*Given task*:
Each line from the start of the records below through the line that contains "const [progress] = useState(58.3);" should be printed exactly. Pictures are omitted.

(begin)

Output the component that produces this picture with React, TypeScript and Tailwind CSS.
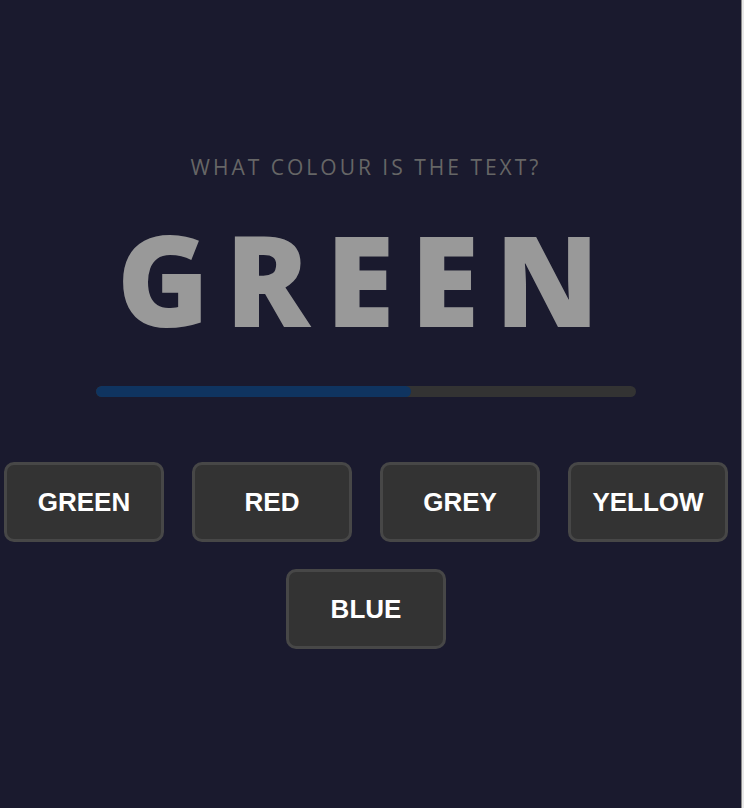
import { useState } from 'react';

const choices = ['GREEN', 'RED', 'GREY', 'YELLOW', 'BLUE'];

export default function App() {
  const [progress] = useState(58.3);

  return (
    <div className="flex min-h-[808px] w-full bg-[#1a1a2e]">
      <main className="w-[741px] shrink-0">
        <div className="flex w-[732px] flex-col items-center pt-[152px]">
          <p
            className="text-[21px] leading-[30px] tracking-[3px] text-[#666666]"
            style={{ fontFamily: '"Open Sans", sans-serif' }}
          >
            WHAT COLOUR IS THE TEXT?
          </p>

          <h1
            className="mt-[32px] text-[125px] font-extrabold leading-[130px] tracking-[16px] text-[#999999]"
            style={{ fontFamily: '"Open Sans", sans-serif' }}
          >
            GREEN
          </h1>

          {/* timer bar */}
          <div className="mt-[42px] h-[11px] w-[540px] overflow-hidden rounded-full bg-[#333333]">
            <div className="h-full rounded-full bg-[#0f3460]" style={{ width: `${progress}%` }} />
          </div>

          <div className="mt-[65px] flex w-[732px] flex-wrap justify-center gap-x-[28px] gap-y-[27px]">
            {choices.map((c) => (
              <button
                key={c}
                className="flex h-[80px] w-[160px] items-center justify-center rounded-[10px] border-[3px] border-[#474747] bg-[#333333] text-[26px] font-bold text-white"
                style={{ fontFamily: '"Liberation Sans", Arial, sans-serif' }}
              >
                {c}
              </button>
            ))}
          </div>
        </div>
      </main>
      <div className="flex-1 border-l border-[#8a8a8a] bg-[#e8e8e8]" />
    </div>
  );
}
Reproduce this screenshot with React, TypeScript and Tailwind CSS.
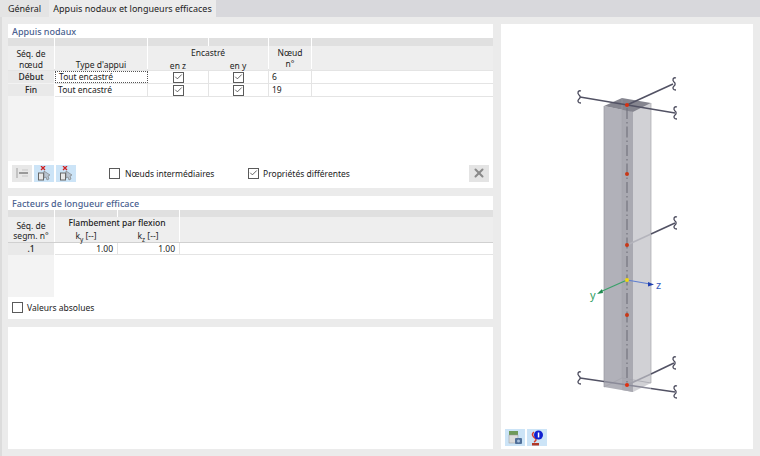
import { Check, X } from "lucide-react";

const font = "font-['Noto_Sans',sans-serif]";

function Box({ checked }: { checked?: boolean }) {
  return (
    <span className="flex h-[11px] w-[11px] shrink-0 items-center justify-center border border-[#5a5a5a] bg-white">
      {checked && <Check className="h-[10px] w-[10px] text-[#333]" strokeWidth={2} />}
    </span>
  );
}

function Squiggle({ x, y }: { x: number; y: number }) {
  return (
    <path
      d={`M${x + 2} ${y - 6} c-3 -1 -4 2 -2 4 c1.500 1 1.500 3 0 4 c-2 2 -1 4 2 4`}
      fill="none"
      stroke="#4a4a5c"
      strokeWidth="1.3"
    />
  );
}

function Column() {
  return (
    <svg width="252" height="425" viewBox="501 24 252 425" className="block">
      <polygon points="604,106 633,112 633,392 604,387" fill="#b1b1b9" />
      <polygon points="622,108 633,112 633,392 622,390" fill="#a9a9b1" />
      <polygon points="633,112 651,103 651,383 633,392" fill="#d1d1d5" />
      <polygon points="604,106 622,98 651,103 633,112" fill="#85858f" />
      <polyline points="604,387 622,378 651,383" fill="none" stroke="#a2a2aa" strokeWidth="0.7" />
      <line x1="622" y1="98" x2="622" y2="378" stroke="#a2a2aa" strokeWidth="0.5" />
      <line x1="604" y1="106" x2="604" y2="387" stroke="#9a9aa2" strokeWidth="0.7" />
      <line x1="651" y1="103" x2="651" y2="383" stroke="#a8a8ae" strokeWidth="0.7" />
      <line x1="627" y1="108" x2="627" y2="385" stroke="#70707a" strokeWidth="1.1" strokeDasharray="11 3 1.500 3" />

      <line x1="580" y1="97" x2="675" y2="113" stroke="#525264" strokeWidth="1.5" />
      <line x1="627" y1="105" x2="673" y2="84" stroke="#525264" strokeWidth="1.5" />
      <Squiggle x={579} y={97} />
      <Squiggle x={675} y={113} />
      <Squiggle x={674} y={84} />

      <line x1="627" y1="245" x2="651" y2="234" stroke="#b4b4bc" strokeWidth="1.5" />
      <line x1="651" y1="234" x2="675" y2="223" stroke="#525264" strokeWidth="1.5" />
      <Squiggle x={675} y={223} />

      <line x1="580" y1="378" x2="604" y2="381.500" stroke="#525264" strokeWidth="1.5" />
      <line x1="604" y1="381.500" x2="651" y2="388.500" stroke="#8a8a98" strokeWidth="1.5" />
      <line x1="651" y1="388.500" x2="675" y2="392" stroke="#525264" strokeWidth="1.5" />
      <line x1="627" y1="385" x2="651" y2="374" stroke="#a0a0aa" strokeWidth="1.5" />
      <line x1="651" y1="374" x2="674" y2="363" stroke="#525264" strokeWidth="1.5" />
      <Squiggle x={579} y={378} />
      <Squiggle x={675} y={392} />
      <Squiggle x={674} y={363} />

      <line x1="627" y1="280" x2="600" y2="292" stroke="#3aa06a" strokeWidth="1.2" />
      <polygon points="597,294 602,289 603,293" fill="#1f8a50" />
      <line x1="627" y1="280" x2="650" y2="284" stroke="#5f7fd0" strokeWidth="1.2" />
      <polygon points="654,284.500 648,282 648,286.500" fill="#2040b0" />

      <circle cx="627" cy="105" r="2" fill="#d83010" />
      <circle cx="627" cy="174" r="2" fill="#c83818" />
      <circle cx="627" cy="245" r="2" fill="#c83818" />
      <circle cx="627" cy="315" r="2" fill="#c83818" />
      <circle cx="627" cy="385" r="2" fill="#e03010" />
      <circle cx="627" cy="280" r="2" fill="#f0d810" />

      <text x="590" y="299" fontSize="11" fill="#2f9e62" fontFamily="Noto Sans, sans-serif">y</text>
      <text x="656" y="289" fontSize="11" fill="#3b5fc0" fontFamily="Noto Sans, sans-serif">z</text>
    </svg>
  );
}

function AlignIcon() {
  return (
    <svg width="16" height="12" viewBox="0 0 16 12">
      <line x1="3" y1="1" x2="3" y2="11" stroke="#b8b8b8" strokeWidth="1.5" />
      <line x1="5" y1="6" x2="14" y2="6" stroke="#808080" strokeWidth="1.5" />
      <line x1="8" y1="3" x2="14" y2="3" stroke="#c8c8c8" />
      <line x1="8" y1="9" x2="14" y2="9" stroke="#c8c8c8" />
    </svg>
  );
}

function NodeDeleteIcon() {
  return (
    <svg width="16" height="15" viewBox="0 0 16 15">
      <path d="M5 0l4 4M9 0L5 4" stroke="#d02020" strokeWidth="1.3" />
      <rect x="2.500" y="7" width="5" height="7" fill="#e8e8e8" stroke="#666" />
      <path d="M8 5l6 4-2 1 1 3-2 1-1-3-2 1z" fill="#b8c4d0" stroke="#777" strokeWidth="0.6" />
    </svg>
  );
}

function ViewIcon() {
  return (
    <svg width="16" height="16" viewBox="0 0 16 16">
      <rect x="2" y="1" width="9" height="4" fill="#6f9a5a" />
      <rect x="2" y="5" width="9" height="8" fill="#dcdcdc" stroke="#999" strokeWidth="0.5" />
      <rect x="8" y="8" width="7" height="6" rx="1" fill="#50709a" />
      <circle cx="11.500" cy="11" r="1.500" fill="#a8c0dc" />
    </svg>
  );
}

function InfoIcon() {
  return (
    <svg width="16" height="16" viewBox="0 0 16 16">
      <path d="M5 2c-3 2-1 5 1 6s1 3-1 4" fill="none" stroke="#d84030" strokeWidth="1.5" />
      <rect x="3" y="13" width="7" height="2.500" fill="#b03828" />
      <circle cx="9.500" cy="5" r="4.500" fill="#1020d0" />
      <rect x="8.800" y="2.500" width="1.500" height="5" fill="#fff" />
    </svg>
  );
}

export default function App() {
  return (
    <div className={`flex h-[456px] w-[760px] flex-col overflow-hidden bg-[#ebebeb] text-[8.5px] leading-[11px] text-[#222] ${font}`}>
      {/* tabs */}
      <div className="flex h-[17px] shrink-0 bg-[#d8d8dc] text-[9px]">
        <div className="flex w-[49px] items-center justify-center bg-[#e4e4e4]">Général</div>
        <div className="flex w-[167px] items-center justify-center whitespace-nowrap bg-[#ececec]">Appuis nodaux et longueurs efficaces</div>
      </div>

      <div className="flex flex-1 gap-2 border-l-2 border-[#dcdcdc] pb-[7px] pl-[6px] pr-[7px] pt-[7px]">
        <div className="flex w-[485px] flex-col gap-2">
          {/* Appuis nodaux */}
          <section className="flex h-[164px] flex-col bg-white">
            <h2 className="flex h-[14px] items-center pl-1 text-[9px] font-medium text-[#4a5f8f]">Appuis nodaux</h2>
            <div className="grid h-[8px] grid-cols-[46px_92px_60px_59px_42px_1fr] gap-x-px">
              {[0, 1, 2, 3, 4, 5].map((i) => (
                <div key={i} className="bg-[#e0e0e0]" />
              ))}
            </div>
            <div className="grid h-[25px] grid-cols-[46px_92px_120px_42px_1fr] gap-x-px border-b-2 border-[#e4e4e4] text-center">
              <div className="flex h-[24px] flex-col items-center justify-center bg-[#eeeeee] pt-px">
                <span>Séq. de</span>
                <span>nœud</span>
              </div>
              <div className="flex h-[24px] items-end justify-center bg-[#eeeeee]">Type d'appui</div>
              <div className="flex h-[24px] flex-col bg-[#eeeeee]">
                <span className="pt-px">Encastré</span>
                <div className="mt-[2px] grid grid-cols-2">
                  <span>en z</span>
                  <span>en y</span>
                </div>
              </div>
              <div className="flex h-[24px] flex-col items-center justify-center bg-[#eeeeee]">
                <span>Nœud</span>
                <span>n°</span>
              </div>
              <div className="h-[24px] bg-[#eeeeee]" />
            </div>
            <div className="flex flex-1">
              <div className="mr-px flex w-[46px] flex-col gap-px bg-[#f3f3f3]">
                <div className="h-[12px] bg-[#e9e9e9] text-center font-medium leading-[12px]">Début</div>
                <div className="h-[12px] bg-[#e9e9e9] text-center font-medium leading-[12px]">Fin</div>
              </div>
              <div className="flex flex-1 flex-col">
                {[
                  { type: "Tout encastré", node: "6" },
                  { type: "Tout encastré", node: "19" },
                ].map((row, i) => (
                  <div key={row.node} className="grid h-[13px] grid-cols-[93px_61px_60px_43px_1fr] border-b border-[#e4e4e4] leading-[12px]">
                    <div className={`pl-[3px] ${i === 0 ? "border border-dotted border-[#555] leading-[10px]" : "border-r border-[#e4e4e4]"}`}>{row.type}</div>
                    <div className="flex items-center justify-center border-r border-[#e4e4e4]"><Box checked /></div>
                    <div className="flex items-center justify-center border-r border-[#e4e4e4]"><Box checked /></div>
                    <div className="border-r border-[#e4e4e4] pl-[3px]">{row.node}</div>
                    <div />
                  </div>
                ))}
              </div>
            </div>
            <div className="flex h-[27px] items-center pb-[3px] pl-1 pr-1">
              <span className="flex h-[17px] w-5 items-center justify-center bg-[#e8e8e8]"><AlignIcon /></span>
              <span className="ml-[2px] flex h-[17px] w-5 items-center justify-center bg-[#cce4f7]"><NodeDeleteIcon /></span>
              <span className="ml-[2px] flex h-[17px] w-5 items-center justify-center bg-[#cce4f7]"><NodeDeleteIcon /></span>
              <div className="ml-[33px] flex w-[139px] items-center gap-[5px]"><Box /><span>Nœuds intermédiaires</span></div>
              <div className="flex items-center gap-[4px]"><Box checked /><span>Propriétés différentes</span></div>
              <span className="ml-auto flex h-[17px] w-5 items-center justify-center bg-[#e4e4e4]">
                <X className="h-[14px] w-[14px] text-[#8a8a8a]" strokeWidth={3.5} />
              </span>
            </div>
          </section>

          {/* Facteurs de longueur efficace */}
          <section className="flex h-[123px] flex-col bg-white">
            <h2 className="flex h-[14px] items-center pl-1 text-[9px] font-medium text-[#4a5f8f]">Facteurs de longueur efficace</h2>
            <div className="grid h-[7px] grid-cols-[46px_62px_61px_1fr] gap-x-px">
              {[0, 1, 2, 3].map((i) => (
                <div key={i} className="bg-[#e0e0e0]" />
              ))}
            </div>
            <div className="grid h-[26px] grid-cols-[46px_124px_1fr] gap-x-px border-b border-[#d0d0d0] text-center">
              <div className="flex h-[25px] flex-col items-center justify-center bg-[#eeeeee] pt-[2px] leading-[10px]">
                <span>Séq. de</span>
                <span>segm. n°</span>
              </div>
              <div className="flex h-[25px] flex-col bg-[#eeeeee]">
                <span className="font-medium">Flambement par flexion</span>
                <div className="mt-[2px] grid grid-cols-2">
                  <span>k<sub className="align-[-1px] text-[6.5px] leading-none">y</sub> [--]</span>
                  <span>k<sub className="align-[-1px] text-[6.5px] leading-none">z</sub> [--]</span>
                </div>
              </div>
              <div className="h-[25px] bg-[#eeeeee]" />
            </div>
            <div className="flex flex-1">
              <div className="mr-px w-[46px] bg-[#f3f3f3]">
                <div className="h-[12px] bg-[#e9e9e9] text-center font-medium">.1</div>
              </div>
              <div className="grid h-[12px] flex-1 grid-cols-[63px_62px_1fr] border-b border-[#e4e4e4]">
                <div className="border-r border-[#e4e4e4] pr-[4px] text-right">1.00</div>
                <div className="border-r border-[#e4e4e4] pr-[4px] text-right">1.00</div>
                <div />
              </div>
            </div>
            <div className="flex h-[22px] items-center gap-[4px] pb-[2px] pl-1"><Box /><span>Valeurs absolues</span></div>
          </section>

          <section className="flex-1 bg-white" />
        </div>

        {/* preview */}
        <aside className="relative w-[252px] bg-white">
          <Column />
          <div className="absolute bottom-[3px] left-[4px] flex gap-[2px]">
            <span className="flex h-[17px] w-5 items-center justify-center bg-[#cce4f7]"><ViewIcon /></span>
            <span className="flex h-[17px] w-5 items-center justify-center bg-[#cce4f7]"><InfoIcon /></span>
          </div>
        </aside>
      </div>
    </div>
  );
}
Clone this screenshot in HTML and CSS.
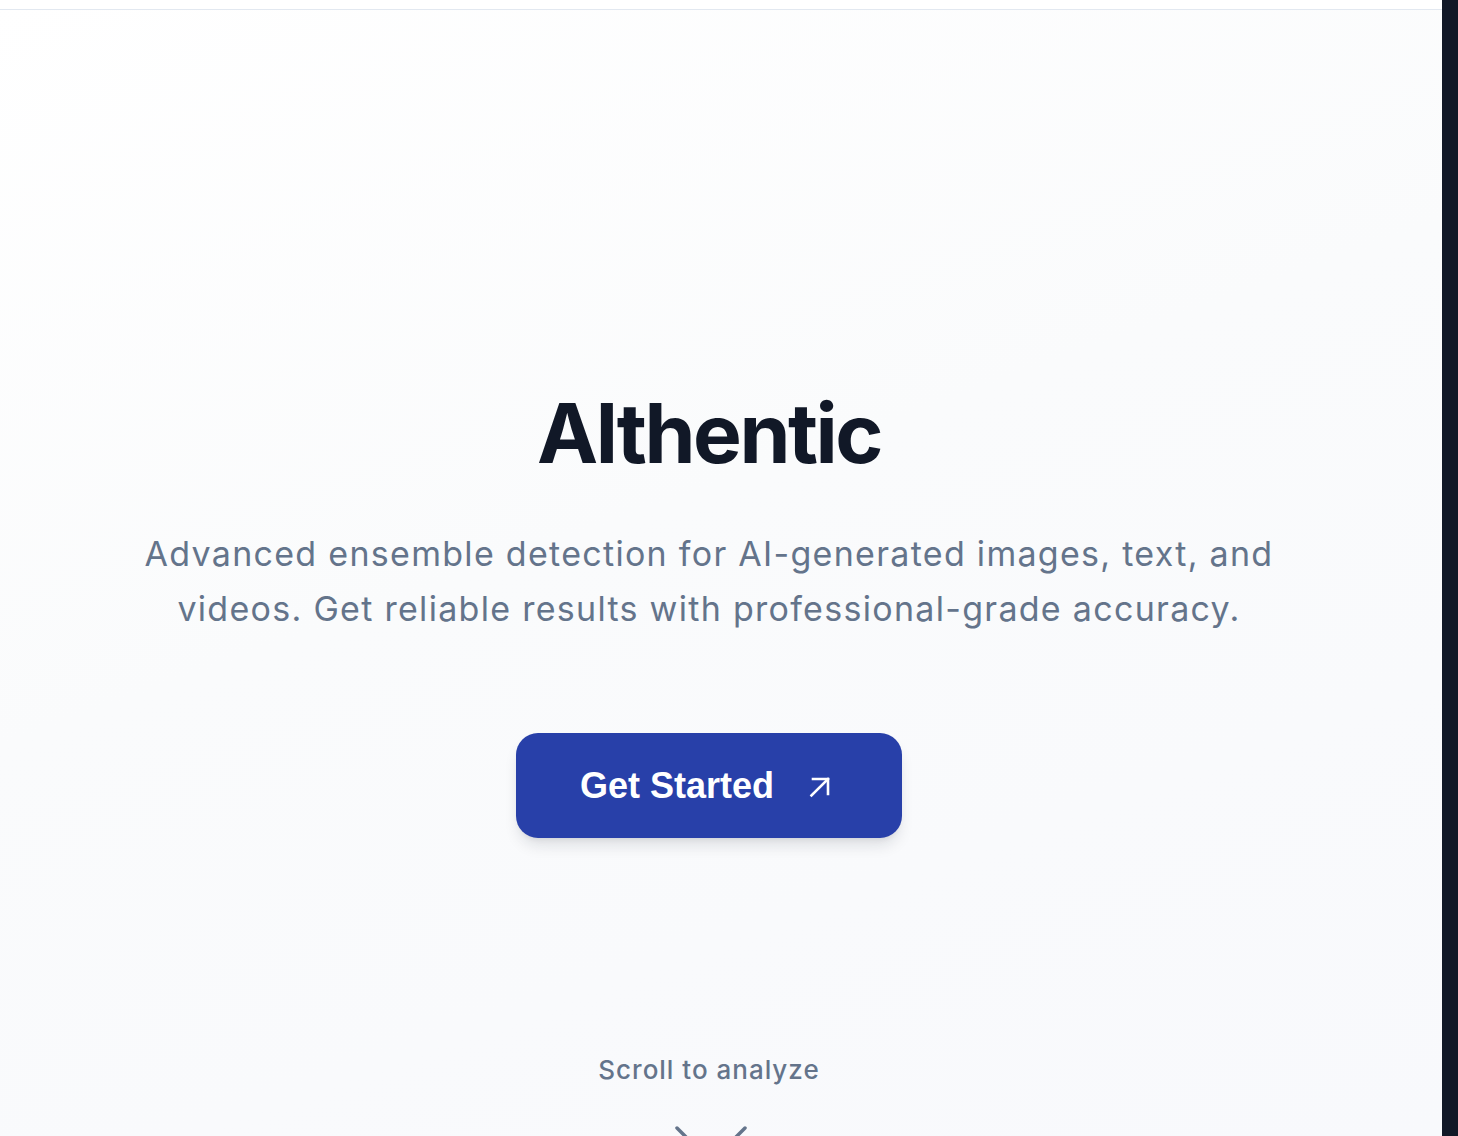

(end)

*Exercise response*:
Output the component that produces this picture with React, TypeScript and Tailwind CSS.
import { useState } from 'react';

const choices = ['GREEN', 'RED', 'GREY', 'YELLOW', 'BLUE'];

export default function App() {
  const [progress] = useState(58.3);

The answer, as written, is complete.